Comparison between the proposed model prediction results and experiments

The breakdown pressure with the increase of confining pressure is shown in Fig. 14 considering various equivalent characteristic length l (ζ, ξ1, and ξ2 were determined from the fitting results at 0.2 MPa/s injection rate). From the results, the effect of confining pressure demonstrated important effect on the gas fracturing process, where the breakdown pressure increased with the increase of confining pressure, which is consistent with the experimental results. Additionally, the increment of the breakdown pressure under an increasing confining pressure became more evident with larger equivalent characteristic length l. Larger equivalent characteristic length l generally suggested longer distance of stable fracture propagation and hence, higher gas pressure was needed to fully penetrate the fractures. Therefore, it became more difficult for the fractures to propagate from the fracture tip till breakdown, resulting in higher breakdown pressure. Under the effect of confining pressure, the fracture aperture was reduced under compression with less fracture void space. However, the stable fracture propagation length became larger in this condition, which led to the increase of equivalent characteristic length l and greater increment of granite breakdown pressure. Higher confining pressure resulted in larger breakdown pressure required to achieve the same length for the stable fractures. The new model can well describe the fracture behavior of granite under confining pressure and provide a theoretical basis for the development of geothermal energy in hot dry rock.

Fig. 14
figure 14

Change of breakdown pressure for different characteristic fracture length l and confining pressure

5 Conclusions

In this study, the mechanism and influencing factors of gas fracturing were assessed to explore its application in extracting geothermal energy. The effect of the confining pressure on the gas fracturing performances was analyzed for the first time. Gas fracturing tests were conducted with Yanshanian granite outcrops from the Pearl River Delta of the Guangdong-Hong Kong-Macao Greater Bay Area, under varying confining pressure, axial pressure, and injection rate. The breakdown pressure–time relationships, AE characteristics, and macro-fracture patterns were examined to assess the combined effect of confining pressure and injection rate on gas fracturing performances. In addition, a novel theoretical model was presented by incorporating the effect of confining pressure to study the fracture propagation during gas fracturing.

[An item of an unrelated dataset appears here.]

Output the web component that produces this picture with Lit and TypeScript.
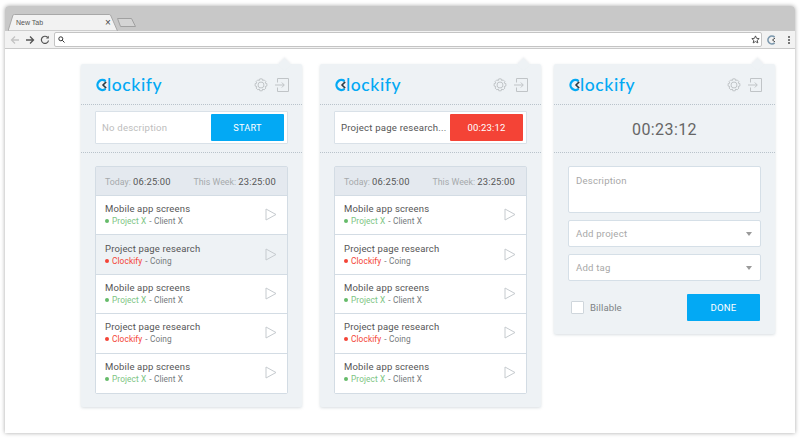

Results from the proposed model were found to closely match the test results, suggesting its robustness in describing the gas fracturing mechanism under the effect of confining pressure. The main conclusions of this work are summarized as follows:

  1. (1)

    From the gas breakdown pressure–time curves, the gas fracturing process can be divided into three stages including the gas compaction stage, gas pressuring stage, and pressure relieving stage. When at the fixed injection rate, longer gas compaction stage was observed as the confining pressure became higher, with larger breakdown pressure but reduced breakdown pressure increment. Under fixed confining pressures, the breakdown pressure was evidently reduced with the increase of injection rate, and this difference became increasingly large as the confining pressure increased.

  2. (2)

    Both higher confining pressure and injection rate can lead to the increase of AE counts. More secondary fractures appeared under high confining pressure to cause more internal damage and greater extent of volume-fracturing. At high injection rate (0.4 MPa/s), more energy was instantly released when the specimens failed, generating a wider range of internal damage for more developed secondary fractures and higher extent of volume-fracturing.

  3. (3)

    At low injection rate (0.2 MPa/s), the b-value of AE generally showed a rising trend as the confining pressure increased with more small-amplitude AE event occurred. However, the b-value fluctuated significantly as the confining pressure increased at high injection rate (0.4 MPa/s), and demonstrated large deviations from that at low injection rate under all confining pressures. This was because the granite often consists of large mineral particles, which results in varying internal defects for different specimens. The number of micro-fractures and macro-fractures was significantly increased when adopting a higher injection rate, which led to more evident fluctuation of the b-value.

  4. (4)

    The length of the vertical macro-fractures generated on both sides of the injection borehole decreased as the confining pressure increased from the gas fracturing experiments, indicating that the specimen became less prone to breakdown under high confining pressure. The extent of volume-fracturing was evidently enhanced with the increase of injection rate. Both the length and width of the generated vertical fractures were obviously larger at high injection rate than at low injection rate.

  5. (5)

    By incorporating the equivalent characteristic fracture length l and coefficients ζ, ξ1, and ξ2 for the effect of confining pressure on gas fracturing, a novel predictive model was proposed for the breakdown pressure of granite during gas fracturing based on the average tensile stress criteria. The developed model can provide accurate estimate of the breakdown pressure, and can be used to effectively analyze the relations between the breakdown pressure, confining pressure, and equivalent characteristic fracture length l.